Court Battles

Proud Boy charged in Capitol riot gets coronavirus while jailed

A member of the Proud Boys that was charged in connection with the Jan. 6 riot at the U.S. Capitol contracted coronavirus while in jail.

Attorneys for Christopher John Worrell made the disclosure in an effort to appeal a decision from a U.S. District Court last month rejecting Worrell's bid to be released pending trial.

Worrell was arrested in March for using pepper spray against a police officer that was guarding the Capitol during the riot.

His attorneys argued that he was at higher risk for COVID-19 because he was diagnosed with non-Hodgkin's lymphoma, a white blood cell cancer that imparts the immune system.

Worrell would "suffer irreparable harm as both a COVID-19 and cancer patient as 'certain and great' and 'beyond remediation' unless he is conditionally released to house arrest with the privilege of attending oncology appointments and receiving necessary medications and treatment," his attorneys wrote in a court filing in the D.C. Circuit Court of Appeals.

Worrell's attorneys further claimed he had not received treatment for his cancer since he was detained on March 12 and that he began developing symptoms of non-Hodgkin's lymphoma on March 20.

The lower court rejected Worrell's bid for release, noting that Worrell was seen at the Capitol without a mask, and questioned how he was unable to receive treatment.
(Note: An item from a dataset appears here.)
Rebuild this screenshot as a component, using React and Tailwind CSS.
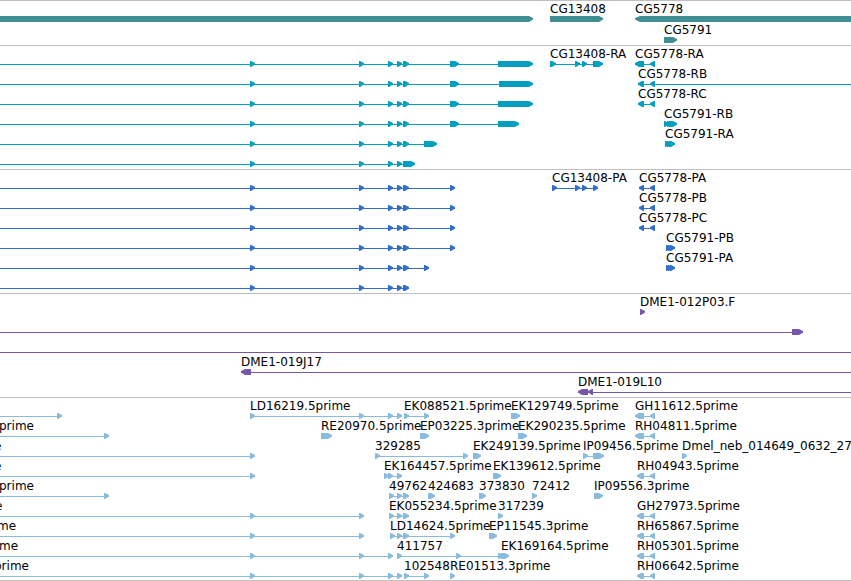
const HEAD = 5;

// A feature is { label, at, dir, parts, from, to }:
// parts are the exons, from/to stretch the thin line past them.
const r = (label, parts, more) => ({ label, parts, dir: 'right', ...more });
const l = (label, parts, more) => ({ label, parts, dir: 'left', ...more });

const A = [250, 255];
const B = [359, 364];
const C = [388, 393];
const D = [397, 402];
const E = [403, 409];
const F = [404, 409];
const G = [650, 655];

const fromEdge = { from: 0 };

const tracks = [
  {
    name: 'Genes',
    color: 'text-[#3e8e93]',
    rowClass: 'h-[21px]',
    padClass: 'pb-0.5',
    rows: [
      [
        r('', [[0, 533]]),
        r('CG13408', [[550, 603]]),
        l('CG5778', [[635, null]]),
      ],
      [r('CG5791', [[664, 677]])],
    ],
  },
  {
    name: 'Transcripts',
    color: 'text-[#009fc0]',
    rowClass: 'h-5',
    padClass: 'pb-[3px]',
    rows: [
      [
        r('', [A, B, C, D, E, [450, 459], [498, 533]], fromEdge),
        r('CG13408-RA', [[550, 556], [575, 580], [582, 587], [593, 603]]),
        l('CG5778-RA', [[635, 644], G]),
      ],
      [
        r('', [A, B, C, D, E, [450, 459], [499, 533]], fromEdge),
        l('CG5778-RB', [[638, 644], G], { to: '100%' }),
      ],
      [
        r('', [A, B, C, D, E, [450, 459], [498, 533]], fromEdge),
        l('CG5778-RC', [[638, 644], G]),
      ],
      [
        r('', [A, B, C, D, E, [450, 459], [498, 519]], fromEdge),
        r('CG5791-RB', [[664, 668], [667, 671], [669, 677]]),
      ],
      [
        r('', [A, B, C, D, E, [424, 437]], fromEdge),
        r('CG5791-RA', [[665, 669], [667, 671], [669, 675]]),
      ],
      [r('', [A, B, C, D, [403, 415]], fromEdge)],
    ],
  },
  {
    name: 'Proteins',
    color: 'text-[#316fcf]',
    rowClass: 'h-5',
    padClass: 'pb-[3px]',
    rows: [
      [
        r('', [A, B, C, D, E, [450, 455]], fromEdge),
        r('CG13408-PA', [[552, 557], [575, 580], [582, 587], [593, 598]]),
        l('CG5778-PA', [[639, 644], G]),
      ],
      [
        r('', [A, B, C, D, E, [450, 455]], fromEdge),
        l('CG5778-PB', [[639, 644], G]),
      ],
      [
        r('', [A, B, C, D, E, [450, 455]], fromEdge),
        l('CG5778-PC', [[639, 644], G]),
      ],
      [
        r('', [A, B, C, D, E, [450, 455]], fromEdge),
        r('CG5791-PB', [[666, 670], [668, 672], [670, 675]]),
      ],
      [
        r('', [A, B, C, D, E, [424, 429]], fromEdge),
        r('CG5791-PA', [[666, 670], [668, 672], [670, 675]]),
      ],
      [r('', [A, B, C, D, E], fromEdge)],
    ],
  },
  {
    name: 'Clones',
    color: 'text-[#7758a8]',
    rowClass: 'h-5',
    padClass: 'pb-[3px]',
    rows: [
      [r('DME1-012P03.F', [[640, 645]])],
      [r('', [[792, 803]], fromEdge)],
      [r('', [], { from: 0, to: '100%' })],
      [l('DME1-019J17', [[241, 251]], { to: '100%' })],
      [l('DME1-019L10', [[578, 588], [588, 593]], { to: '100%' })],
    ],
  },
  {
    name: 'ESTs',
    color: 'text-[#88bbdd]',
    rowClass: 'h-5',
    padClass: 'pb-0.5',
    rows: [
      [
        r('', [[57, 62]], fromEdge),
        r('LD16219.5prime', [A, B, C, D]),
        r('EK088521.5prime', [F, [424, 429]]),
        r('EK129749.5prime', [[511, 520]]),
        l('GH11612.5prime', [[635, 644], G]),
      ],
      [
        r('prime', [[104, 109]], { from: 0, at: -1 }),
        r('RE20970.5prime', [[321, 332]]),
        r('EP03225.3prime', [[420, 429]]),
        r('EK290235.5prime', [[518, 527]]),
        l('RH04811.5prime', [[635, 644], G]),
      ],
      [
        r('e', [A], { from: 0, at: -6 }),
        r('329285', [[375, 380], [463, 468]]),
        r('EK249139.5prime', [[473, 481]]),
        r('IP09456.5prime', [[583, 588], [593, 604]]),
        r('Dmel_neb_014649_0632_27', [[682, 687]]),
      ],
      [
        r('e', [A], { from: 0, at: -6 }),
        r('EK164457.5prime', [[384, 389], C, D]),
        r('EK139612.5prime', [[493, 501]]),
        l('RH04943.5prime', [[637, 644], G]),
      ],
      [
        r('prime', [[104, 109]], { from: 0, at: -1 }),
        r('49762', [[389, 394], D, E]),
        r('424683', [[428, 435]]),
        r('373830', [[479, 486]]),
        r('72412', [[532, 537]]),
        r('IP09556.3prime', [[594, 603]]),
      ],
      [
        r('e', [A, B], { from: 0, at: -5 }),
        r('EK055234.5prime', [[389, 394], D, E]),
        r('317239', [[498, 503]]),
        l('GH27973.5prime', [[637, 644], G]),
      ],
      [
        r('me', [A, B], { from: 0, at: -3 }),
        r('LD14624.5prime', [[390, 395], D, E, [450, 455]]),
        r('EP11545.3prime', [[489, 497]]),
        l('RH65867.5prime', [[637, 644], G]),
      ],
      [
        r('me', [A, B, C], { from: 0, at: -1 }),
        r('411757', [D, [456, 461], [498, 503]]),
        r('EK169164.5prime', [[501, 509]]),
        l('RH05301.5prime', [[637, 644], G]),
      ],
      [
        r('prime', [A, B, C, D], { from: 0, at: -6 }),
        r('102548', [F, [424, 429]]),
        r('RE01513.3prime', [[450, 455]]),
        l('RH06642.5prime', [[637, 644], G]),
      ],
    ],
  },
];

function Exon({ start, end, dir }) {
  // no end: the block runs on past the right edge
  if (end === null) {
    return (
      <>
        <path d={`M${start} 17V18.6L${start + HEAD} 21V15Z`} />
        <rect x={start + HEAD} y="15" width="100%" height="6" />
      </>
    );
  }

  const head = Math.min(HEAD, end - start);
  if (dir === 'left') {
    return (
      <path d={`M${start} 17L${start + head - 1} 15H${end}V21H${start + head - 1}L${start} 18.6Z`} />
    );
  }
  return (
    <path d={`M${start} 15H${end - head + 1}L${end} 17V18.6L${end - head + 1} 21H${start}Z`} />
  );
}

function Feature({ feature }) {
  const { parts, dir } = feature;
  const from = feature.from ?? parts[0][0];
  const to = feature.to ?? parts[parts.length - 1][1];
  const hasLine = parts.length !== 1 || feature.from !== undefined || feature.to !== undefined;

  return (
    <g>
      {hasLine && (
        <line x1={from} y1="18.5" x2={to} y2="18.5" stroke="currentColor" strokeWidth="1" />
      )}
      {parts.map(([start, end]) => (
        <Exon key={start} start={start} end={end} dir={dir} />
      ))}
    </g>
  );
}

function Row({ features, color, rowClass }) {
  return (
    <div className={`relative ${rowClass}`}>
      <svg
        className={`block h-full w-full overflow-visible ${color}`}
        fill="currentColor"
        aria-hidden="true"
      >
        {features.map((feature, i) => (
          <Feature key={i} feature={feature} />
        ))}
      </svg>
      {features
        .filter((feature) => feature.label)
        .map((feature) => (
          <span
            key={feature.label}
            className="absolute top-0 whitespace-nowrap"
            style={{ left: feature.at ?? feature.parts[0][0] }}
          >
            {feature.label}
          </span>
        ))}
    </div>
  );
}

export default function App() {
  return (
    <main className="overflow-hidden border-b border-[#bfbfbf] bg-white font-['DejaVu_Sans',sans-serif] text-xs leading-4 text-black">
      {tracks.map((track) => (
        <section
          key={track.name}
          aria-label={track.name}
          className={`border-t border-[#bfbfbf] ${track.padClass}`}
        >
          {track.rows.map((features, i) => (
            <Row key={i} features={features} color={track.color} rowClass={track.rowClass} />
          ))}
        </section>
      ))}
    </main>
  );
}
The court also pointed out that while he was being arrested, Worrell allegedly threatened the witness who tipped off the bureau.

"Given the pandemic and acute danger to Mr. Worrell, his continued detention amounts to impermissible pretrial punishment," the attorneys said. "The Government's interest in securing his appearance at trial does not outweigh his liberty interest in remaining alive and free from harm."

This isn't the first time an alleged rioter disclosed a COVID-19 diagnosis.

Bruno Cua, 18, was granted pretrial bond and released form prison last month after he contracted the virus while in prison.